On May 4, The Times of India reported that Halsey Minor, the multi-millionaire entrepreneur and founder/CEO of BitReserve, engaged a meeting with the local regulators for the company’s future plans to launch its services there.
“After the U.S., U.K. and China, we want to now set up operations in India, and we are talking to regulators and potential partners on a range of our Internet-based finance offerings,” Minor told Times of India.
The aim of the launch in India is to provide users with “direct control of their money,” as Minor plans to offer BitReserve as a “financial inclusion product which can be used for money transfers.”
Officially launched in May of 2014, BitReserve is a bitcoin and fiat currency platform founded by Minor, the technology entrepreneur who founded CNET in 1993. CNET is an American media website that publishes reviews, news, articles, blogs, podcasts and videos on technology which was acquired by CBS Corp. for $1.8 billion USD.
BitReserve is a Bitcoin service which was originally developed to protect merchants and users from bitcoin volatility.
“If you want to create something that is perceived as money, it’s going to have to represent the same value that people are using already,” Minor said at a news conference announcing BitReserve last May.
As a solution to the biggest problem for bitcoin merchants – price volatility – BitReserve allows users to hold bitcoin in stable currencies, such as the U.S. dollars, U.K. pounds, Chinese yuan, Japanese yen and Korean won.
Users can hold bitcoin in what BitReserve refers to as “currency cards,” and still send bitcoin around the network for free. Users can simply convert or transfer the BTCs to the preferred currency cards such as the dollar card, and avoid the price volatility of bitcoin. The fiat-to-fiat transfers are free of charge, and the users are charged only 0.45 percent for BTC to USD conversions.
Transactions on BitReserve are also processed faster, as the transactions are verified by the Bitcoin mining network after the primary verifications by BitReserve.
“Because we built a cloud-based service that’s debiting and crediting money, instead having a bunch of banks and processing companies in the middle, we can do this very quickly between accounts,” Minor explained.

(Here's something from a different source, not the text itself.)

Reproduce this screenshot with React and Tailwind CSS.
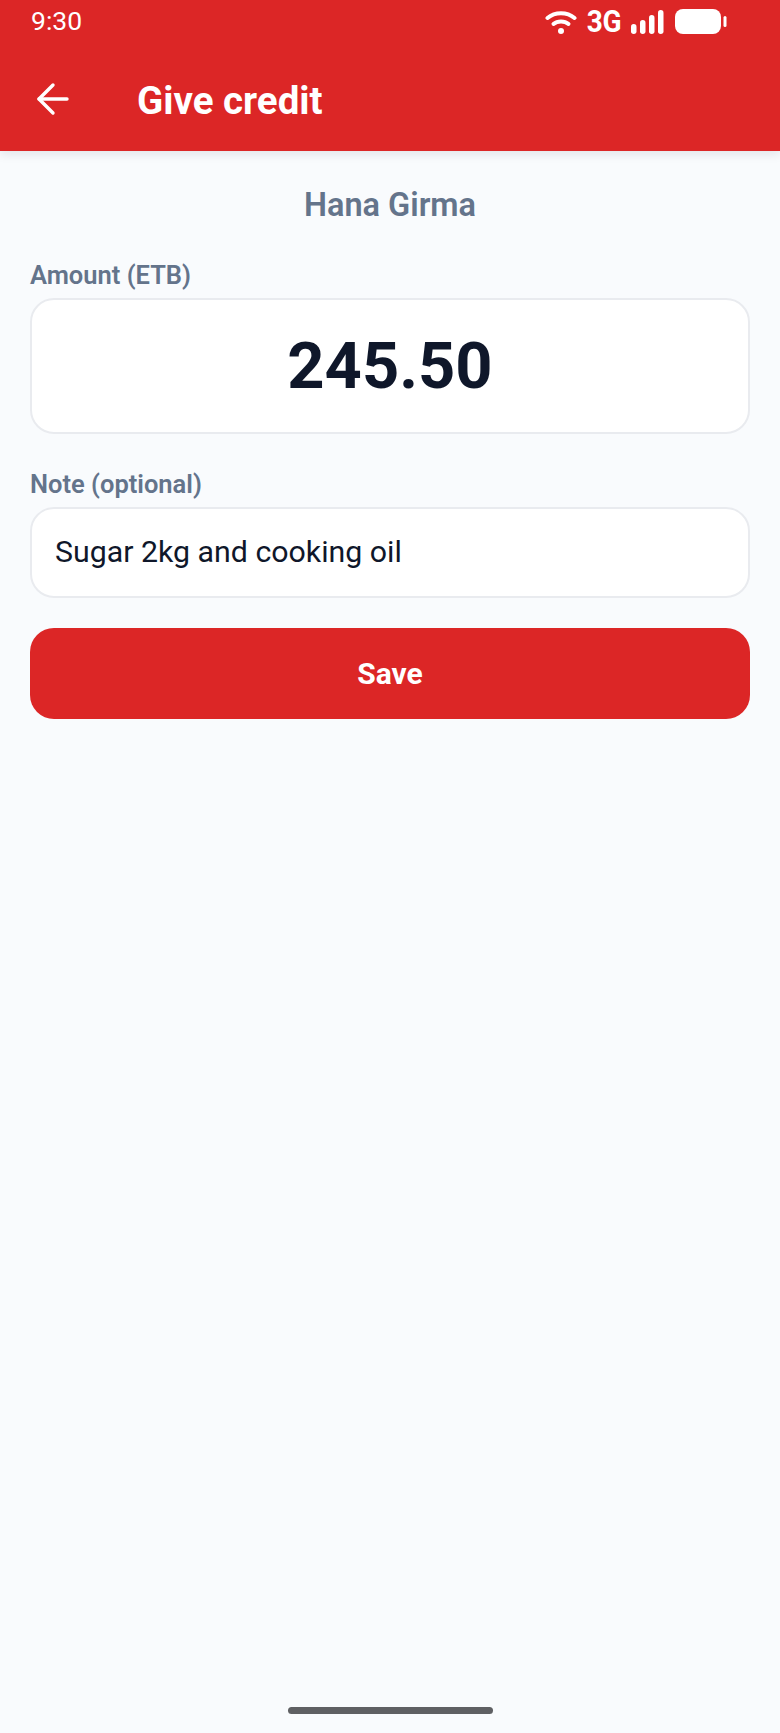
import { ArrowLeft } from 'lucide-react'

function StatusIcons() {
  return (
    <div className="flex items-center text-white">
      <svg width="32" height="26" viewBox="0 0 32 26" fill="none" stroke="currentColor" strokeLinecap="round" strokeWidth="4">
        <path d="M2.5 9C10 2.5 22 2.5 29.500 9" />
        <path d="M8.500 15C12.500 11.500 19.500 11.500 23.500 15" />
        <circle cx="16" cy="22" r="3" fill="currentColor" stroke="none" />
      </svg>
      <span className="ml-[10px] inline-block scale-y-[1.15] text-[28px] leading-none font-bold tracking-[-0.5px]">3G</span>
      <svg className="ml-[10px]" width="33" height="24" viewBox="0 0 33 24" fill="currentColor">
        <rect x="0" y="14" width="5.500" height="10" rx="2.700" />
        <rect x="9" y="10" width="5.500" height="14" rx="2.700" />
        <rect x="18" y="5" width="5.500" height="19" rx="2.700" />
        <rect x="27" y="0" width="5.500" height="24" rx="2.700" />
      </svg>
      <svg className="ml-[11px]" width="52" height="26" viewBox="0 0 52 26" fill="currentColor">
        <rect x="0" y="0" width="46" height="25" rx="8" />
        <rect x="48.500" y="7" width="3" height="11" rx="1.500" />
      </svg>
    </div>
  )
}

export default function App() {
  return (
    <div className="relative h-[1733px] w-[780px] overflow-hidden bg-[#f9fbfd] font-['Roboto',sans-serif]">
      <header className="h-[151px] bg-[#dc2626] shadow-[0_3px_10px_rgba(15,23,42,0.1)]">
        <div className="flex h-[45px] items-center justify-between pr-[53px] pb-[2px] pl-[31px]">
          <span className="text-[26.500px] leading-none text-white">9:30</span>
          <StatusIcons />
        </div>
        <div className="flex h-[106px] items-center pl-[29px]">
          <ArrowLeft size={48} strokeWidth={1.7} className="mt-[2px] text-white" />
          <h1 className="mt-[6px] ml-[60px] text-[38.500px] leading-none font-bold text-white">Give credit</h1>
        </div>
      </header>

      <main className="flex flex-col px-[30px]">
        <div className="mt-[35px] text-center text-[32.500px] leading-[38px] font-semibold text-[#64748b]">Hana Girma</div>

        <label className="mt-[36px] text-[25.500px] leading-[30px] font-semibold text-[#64748b]">Amount (ETB)</label>
        <div className="mt-[8px] flex h-[136px] items-center justify-center rounded-[24px] border-2 border-[#e9ebef] bg-white">
          <span className="text-[65px] leading-none font-bold text-[#0f172a]">245.50</span>
        </div>

        <label className="mt-[35px] text-[25.500px] leading-[30px] font-semibold text-[#64748b]">Note (optional)</label>
        <div className="mt-[8px] flex h-[91px] items-center rounded-[24px] border-2 border-[#e9ebef] bg-white px-[23px]">
          <span className="text-[30.300px] leading-none text-[#0f172a]">Sugar 2kg and cooking oil</span>
        </div>

        <button className="mt-[30px] flex h-[91px] items-center justify-center rounded-[24px] bg-[#dc2626] text-[30px] font-bold text-white">
          Save
        </button>
      </main>

      <div className="absolute bottom-[19px] left-[288px] h-[7px] w-[205px] rounded-full bg-[#5f6063]" />
    </div>
  )
}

Minor, the founder of CNET and technology entrepreneur, has invested in a variety of tech companies, including Salesforce, Open DNS, GrandCentral, Vignette and Rhapsody. Minor is currently the second-largest shareholder in salesforce.com, a company recognized as one of the most successful tech companies of the decade. Following the success of salesforce.com, Minor built Minor Ventures, and funded companies including Grand Central Communication and Open DNS.